During puberty, lack of vitamin D can hamper growth and also cause weight gain in girls, a new study has shown.
Researchers from the McGill University Health Centre (MUHC) and the University of Southern California conducted their study in sun-drenched California and even their vitamin D deficiency was found to cause higher body mass and shorter stature in girls at the peak of their growing spurt.
The research team measured vitamin D in girls aged 16 to 22 using a simple blood test (25-hydroxy vitamin D). They also assessed body fat and height to determine how vitamin D deficiency could affect young women's health.
"The high prevalence of vitamin D insufficiency in young people living in a sun-rich area was surprising. We found young women with vitamin D insufficiency were significantly heavier, with a higher body mass index and increased abdominal fat, than young women with normal levels," said study lead author, Richard Kremer, co-director of the Musculoskeletal Axis of the MUHC.

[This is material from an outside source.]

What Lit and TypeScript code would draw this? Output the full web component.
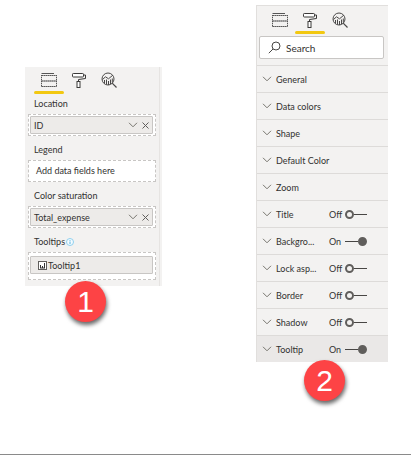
import { LitElement, html, svg, css, nothing } from "lit";
import { customElement, property, state } from "lit/decorators.js";
import { classMap } from "lit/directives/class-map.js";

const chevron = html`<svg width="10" height="6" viewBox="0 0 10 6" aria-hidden="true">
  <path d="M1 0.8 L5 4.8 L9 0.8" fill="none" stroke="#77756f" stroke-width="1" />
</svg>`;

const cross = html`<svg width="7" height="7" viewBox="0 0 7 7" aria-hidden="true">
  <path d="M0.5 0.5 L6.5 6.5 M6.5 0.5 L0.5 6.5" fill="none" stroke="#605e5c" stroke-width="1" />
</svg>`;

const tabIcons = {
  Fields: svg`<path d="M0.5 1.5 H13" stroke="#555" fill="none"/>
    <path d="M0.5 3.5 H15.5 M0.5 14.5 H15.5" stroke="#333" stroke-dasharray="1.3 0.7" fill="none"/>
    <path d="M0.5 8.5 H15.5 M0.5 9.5 H15.5" stroke="#666" stroke-dasharray="1.2 0.8" fill="none"/>
    <path d="M0.5 3 V15 M15.5 3 V15" stroke="#555" stroke-dasharray="1.3 0.7" fill="none"/>`,
  Format: svg`<rect x="1.5" y="1.5" width="11" height="3.5" rx="0.8" stroke="#3b3a39" fill="#fff"/>
    <path d="M12.5 3 H14.5 V6.5 L7.5 7.5 V9.5" stroke="#3b3a39" fill="none"/>
    <rect x="6" y="9.5" width="3" height="6" stroke="#3b3a39" fill="#fff"/>`,
  Analytics: svg`<circle cx="7" cy="7" r="6" stroke="#4a4948" fill="none"/>
    <path d="M1.5 7.5 L4.5 4.8 L7.5 6.8 L11.8 3.2" stroke="#4a4948" fill="none"/>
    <path d="M3.5 8 V11.5 M5.5 7.5 V12.5 M7.5 9 V13 M9.5 7.5 V12 M11.3 6.5 V10.5" stroke="#4a4948" fill="none"/>
    <path d="M11.2 11.2 L15.5 15.5" stroke="#4a4948" stroke-width="1.2" fill="none"/>`,
};
type TabName = keyof typeof tabIcons;

@customElement("pane-tabs")
class PaneTabs extends LitElement {
  static styles = css`
    :host { display: block; }
    .tabs { display: flex; }
    .item { display: flex; flex-direction: column; width: 30px; }
    .tab {
      height: 19px;
      padding: 0 0 3px;
      border: 0;
      background: none;
      display: grid;
      place-items: center;
      box-sizing: border-box;
    }
    .bar { height: 3px; border-radius: 2px; }
    .active .bar { background: #f2c811; }
  `;
  @property() active: TabName = "Fields";
  render() {
    return html`<div class="tabs">
      ${(Object.keys(tabIcons) as TabName[]).map(
        (name) => html`<div class=${classMap({ item: true, active: name === this.active })}>
          <button class="tab" aria-label=${name} @click=${() => (this.active = name)}>
            <svg width="16" height="16" viewBox="0 0 16 16">${tabIcons[name]}</svg>
          </button>
          <div class="bar"></div>
        </div>`
      )}
    </div>`;
  }
}

@customElement("field-well")
class FieldWell extends LitElement {
  static styles = css`
    :host { display: block; }
    .label { display: flex; align-items: center; gap: 1px; padding-left: 6px; height: 12px; line-height: 12px; margin-bottom: 4px; }
    .well { border: 1px dashed #c8c6c4; background: #fff; min-height: 22px; box-sizing: border-box; padding: 1px 2px 1px 1px; }
    .roomy { padding: 3px 2px 5px 1px; }
    .chip {
      display: flex;
      align-items: center;
      height: 18px;
      box-sizing: border-box;
      border: 1px solid #c8c6c4;
      border-radius: 1px;
      background: #edebe9;
      padding: 0 3px;
    }
    .name { flex: 1; }
    .roomy .chip { padding-left: 7px; gap: 1px; }
    .action { border: 0; background: none; padding: 0; display: flex; margin-left: 4px; }
    .empty { padding-left: 6px; line-height: 18px; }
  `;
  @property() label = "";
  @property() field = "";
  @property({ type: Boolean }) measure = false;
  render() {
    return html`<div class="label">
        ${this.label}
        ${this.measure
          ? html`<svg width="8" height="8" viewBox="0 0 8 8" aria-hidden="true">
              <circle cx="4" cy="4" r="3.5" fill="#f4fbff" stroke="#8fd0ee" />
              <path d="M4 3.5 V6 M4 2 V2.8" stroke="#5bb4e0" />
            </svg>`
          : nothing}
      </div>
      <div class=${classMap({ well: true, roomy: this.measure })}>
        ${this.field
          ? html`<div class="chip">
              ${this.measure
                ? html`<svg width="9" height="9" viewBox="0 0 9 9" aria-hidden="true">
                    <rect x="0.5" y="0.5" width="8" height="8" fill="#fff" stroke="#605e5c" />
                    <path d="M2.5 4 V7 M4.5 5 V7 M6.5 2 V7 M2 7 H7" stroke="#333" fill="none" />
                  </svg>`
                : nothing}
              <span class="name">${this.field}</span>
              ${this.measure
                ? nothing
                : html`<button class="action" aria-label="Options">${chevron}</button>
                    <button class="action" aria-label="Remove">${cross}</button>`}
            </div>`
          : html`<div class="empty">Add data fields here</div>`}
      </div>`;
  }
}

@customElement("format-row")
class FormatRow extends LitElement {
  static styles = css`
    :host { display: block; }
    .row {
      display: flex;
      align-items: center;
      height: 27px;
      box-sizing: border-box;
      border-top: 1px solid #dddbd9;
      padding: 0 21px 0 5px;
    }
    .current { background: #eae8e7; }
    .title {
      flex: 1;
      display: flex;
      align-items: center;
      gap: 4px;
      border: 0;
      padding: 0;
      background: none;
      font: inherit;
      color: inherit;
      text-align: left;
    }
    .switch { display: flex; align-items: center; }
    .word { width: 16px; }
    .toggle {
      appearance: none;
      width: 22px;
      height: 9px;
      margin: 0;
      display: flex;
      align-items: center;
    }
    .toggle::before {
      content: "";
      box-sizing: border-box;
      width: 9px;
      height: 9px;
      border: 2px solid #605e5c;
      border-radius: 50%;
    }
    .toggle::after { content: ""; flex: 1; height: 1px; background: #484644; }
    .toggle:checked { flex-direction: row-reverse; }
    .toggle:checked::before { background: #605e5c; }
  `;
  @property() label = "";
  @property() value = "";
  @property({ type: Boolean }) current = false;
  render() {
    return html`<div class=${classMap({ row: true, current: this.current })}>
      <button class="title">${chevron}<span>${this.label}</span></button>
      ${this.value
        ? html`<label class="switch">
            <span class="word">${this.value}</span>
            <input class="toggle" type="checkbox" role="switch" aria-label=${this.label}
              .checked=${this.value === "On"}
              @change=${(e: Event) => (this.value = (e.target as HTMLInputElement).checked ? "On" : "Off")} />
          </label>`
        : nothing}
    </div>`;
  }
}

@customElement("app-root")
class AppRoot extends LitElement {
  static styles = css`
    :host {
      display: flex;
      flex-direction: column;
      min-height: 100vh;
      box-sizing: border-box;
      background: #fff;
      border-bottom: 1px solid #8a8a8a;
      color: #323130;
      font: 9px "Lato", "Open Sans", sans-serif;
    }
    .panes {
      display: grid;
      grid-template-columns: minmax(0, 137fr) minmax(0, 132fr);
      align-items: start;
      gap: 94px;
      padding: 5px 23px 54px 25px;
    }
    .pane { position: relative; background: #f3f2f1; }
    .fields { margin-top: 62px; padding: 5px 6px 6px 3px; }
    .fields::after {
      content: "";
      position: absolute;
      inset: 0 2px 0 auto;
      width: 1px;
      background: #e6e4e2;
    }
    .fields .tabs { padding-left: 6px; }
    .wells { display: flex; flex-direction: column; gap: 8px; padding-top: 4px; }
    .format { border-top: 1px solid #e1dfdd; border-left: 1px solid #e1dfdd; padding-top: 6px; }
    .format .tabs { padding-left: 8px; }
    .search {
      display: flex;
      align-items: center;
      gap: 5px;
      height: 23px;
      box-sizing: border-box;
      margin: 2px 4px 6px 2px;
      padding-left: 8px;
      border: 1px solid #c8c6c4;
      border-radius: 2px;
      background: #fff;
    }
    .query { flex: 1; width: 0; min-width: 0; border: 0; padding: 0; outline: 0; background: none; font: inherit; font-size: 10px; color: inherit; }
    .query::placeholder { color: #323130; opacity: 1; }
    .badge {
      position: absolute;
      z-index: 1;
      width: 41px;
      height: 41px;
      border-radius: 50%;
      background: #fd4345;
      box-shadow: 1px 3px 4px rgba(0, 0, 0, 0.6);
      color: #fff;
      font: 30px/41px "Liberation Sans", Arial, sans-serif;
      text-align: center;
    }
    .one { left: 40px; bottom: -36px; }
    .two { left: 47px; bottom: -39px; }
  `;

  @state() private options: [string, string][] = [
    ["General", ""],
    ["Data colors", ""],
    ["Shape", ""],
    ["Default Color", ""],
    ["Zoom", ""],
    ["Title", "Off"],
    ["Backgro...", "On"],
    ["Lock asp...", "Off"],
    ["Border", "Off"],
    ["Shadow", "Off"],
    ["Tooltip", "On"],
  ];

  render() {
    return html`<main class="panes">
      <section class="pane fields" aria-label="Fields">
        <pane-tabs class="tabs" active="Fields"></pane-tabs>
        <div class="wells">
          <field-well label="Location" field="ID"></field-well>
          <field-well label="Legend"></field-well>
          <field-well label="Color saturation" field="Total_expense"></field-well>
          <field-well label="Tooltips" field="Tooltip1" measure></field-well>
        </div>
        <div class="badge one">1</div>
      </section>
      <section class="pane format" aria-label="Format">
        <pane-tabs class="tabs" active="Format"></pane-tabs>
        <label class="search">
          <svg width="13" height="13" viewBox="0 0 13 13" aria-hidden="true">
            <circle cx="8" cy="5" r="4" fill="none" stroke="#484644" />
            <path d="M5 8 L0.8 12.2" stroke="#484644" />
          </svg>
          <input class="query" type="text" placeholder="Search" aria-label="Search" />
        </label>
        ${this.options.map(
          ([label, value]) =>
            html`<format-row label=${label} value=${value} ?current=${label === "Tooltip"}></format-row>`
        )}
        <div class="badge two">2</div>
      </section>
    </main>`;
  }
}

The researchers examined 90 Caucasian and Hispanic girls and discovered that young women with normal vitamin D levels were on average taller than peers deficient in vitamin D.
Yet in contrast to what's been previously reported in older women, their investigation found no association between lack of vitamin D and bone strength.
Co-author, Dr. Vicente Gilsanz, head of musculoskeletal imaging at the Children's Hospital Los Angeles of the University of Southern California, said: "Because lack of vitamin D can cause fat accumulation and increased risk for chronic disorders later in life, further investigation is needed to determine whether vitamin D supplements could have potential benefits in the healthy development of young people,"
The study is published in the Journal of Clinical Endocrinology and Metabolism.